Friday, May 19, 2006

US v. Diaz-Argueta, No. 05-10224 (5-16-06). The 9th reaffirms that sentencing must include 3553 factors. This is a 1326 case, where the defendant argued that his state conviction of "assault with a deadly weapon" was a "wobbler" (parlance for either a felony or misdemeanor). The 9th agreed that this offense could be a "wobbler," but the presumption is that it is a felony, and that the state court must do something to indicate that it is a misdemeanor The court must designate, or indicate so when ordering probation or upon motion of the defendant. The defendant didn't overcome the presumption, despite the relative mildness of the state sentence (109 days and 2 years probation). The case was remanded for resentencing though because the court just referred to the guidelines and PSR and did not apply and consider the 3553 factors. The 9th (Noonan) stresses that: "Sentencing is a difficult art. It is easy to make it mechanical. It is impossible to make it scientific in the sense of an hypothesis validated or invalidated by experiment. It is, however, an act of reason as the judge looking at this particular person and the circumstances of the crime that this particular person has committed makes a judgment following the prescriptions of the statute. This act remains to be done." (P. 5329). The court must indicate that it considered such factors.

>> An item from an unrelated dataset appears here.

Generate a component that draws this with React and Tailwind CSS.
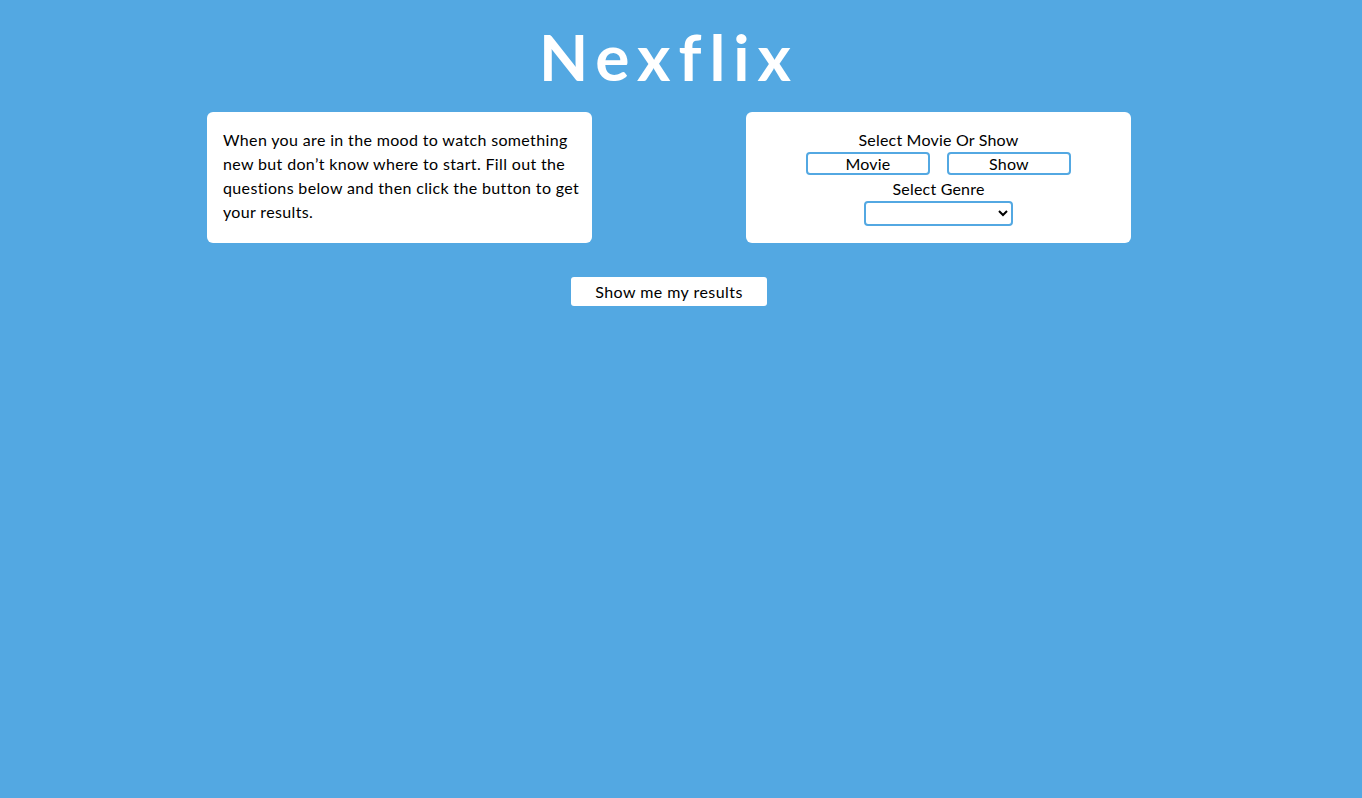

US v. Thomas, No. 04-30541 (5-18-06). Next time you rent a car, think about who you put on the authorization to drive. The defendant was transporting drugs in a scheme where the cars were rented by one person but another drove. The car was stopped and defendant raised the issue of whether a tracking device on the car violated his right to privacy. He did not contend that he was given permission to drive the car. This is a surprising issue of first impression: "whether a driver of a rental car who is not listed on the rental agreement has standing to challenge the police search of the vehicle." The 9th qualifies the "yes," holding that "[a]n unauthorized driver may have standing to challenge a search if he or she has received permission to use the car." This is a middle ground between the approach of the 4th, 5th and 10th Circuits that have adopted a bright line test that the name has to be on the rental agreement for permission and the 6th Circuit that has a totality of circumstances approach. The 9th's holding, adoptive of the 8th Circuit, modifies the bright line test and generally disallows standing unless the unauthorized driver can she he or she has permission of the authorized driver. Here, though, the defendant didn't present evidence of any such permission. The defendant won the holding, but lost his standing. The case was remanded for Ameline sentencing considerations.

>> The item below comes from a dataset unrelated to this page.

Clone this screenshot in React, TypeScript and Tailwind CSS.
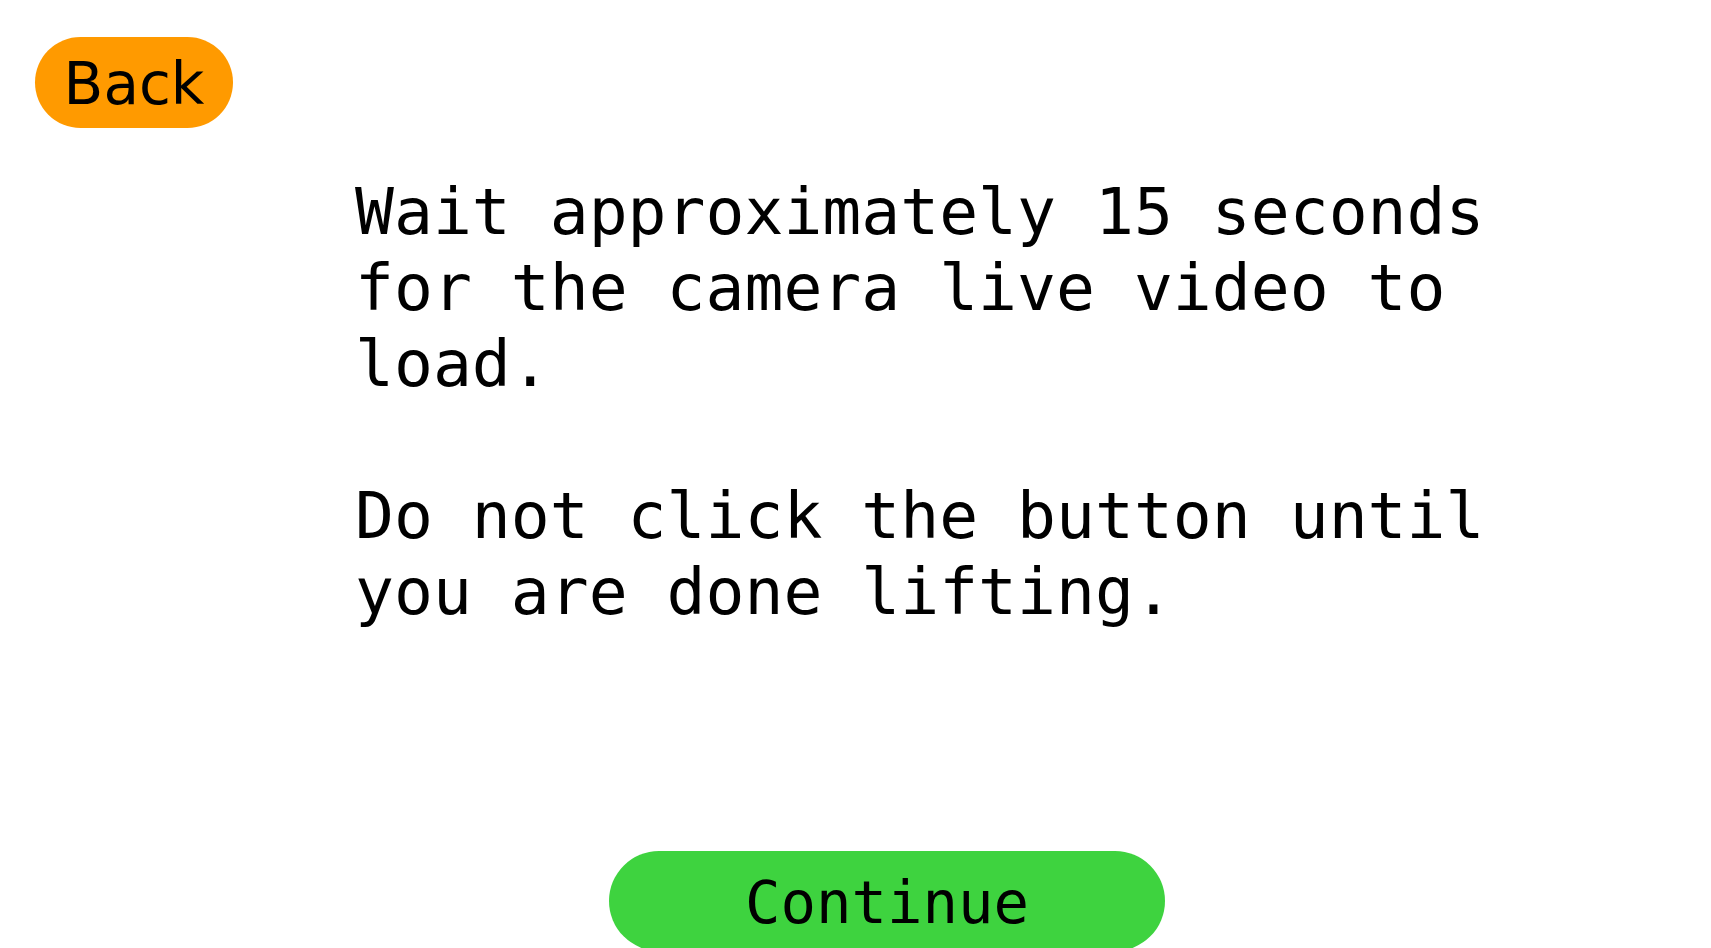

US v. Lopez-Solis, No. 03-10059 (5-19-06). The 9th looks at the Tennessee statute against statutory rape, and under a categorical analysis, holds that it is not a "crime of violence" for enhancement under illegal reentry, 2L1.2. The state statute is overbroad in the sense that it includes consensual sex between mature minors (almost 18) and someone who is 22. The physical and psychological abuse is not per se in such cases, and follows a similar 9th Cir. holding in another state statute, Valencia v. Gonzales, 439 F.3d 1046 (9th Cir. 2006). The 9th also holds that a Sentencing Guideline amendment defining "sexual abuse of a minor" as a crime of violence was substantive, and not merely clarifying, and so cannot be applied ex post facto. This latter point prompts Graber to dissent, arguing that the definition merely clarifies what is a crime of violence and so, since crime of violence had already been in the guideline, it can be applied ex post facto.

US v. Lo, No. 03-50608 (5-19-06). The "Lo" down on possessing ephedrine in ma huang extract is that it can be a precursor. Here, defendant as convicted of possessing ma huang extract and that it could be considered a precursor. The court had directed an acquittal after the jury convicted on those counts. The 9th found that the gov't could appeal under 3731 (implied jurisdiction although not specifically stated) and that the courts had jurisdiction. the 9th then found that the ma huang extract could be considered a precursor because sufficient evidence existed that ephedrine had a separate existence within the extract and would not have to be a chemically transformation or reaction. The defendant had failed to contest this point at trial. The 9th also uphold the conspiracy conviction despite the codefendant's acquittal. The defendant's defense was that he was simply trying to defraud the purchaser of the ma huang extract into thinking that it could be used for meth (thieves cheating thieves). The 9th held sufficient evidence for such a conviction. It found the defendant's multiple other challenges wanting but did remand for resentencing under Ameline.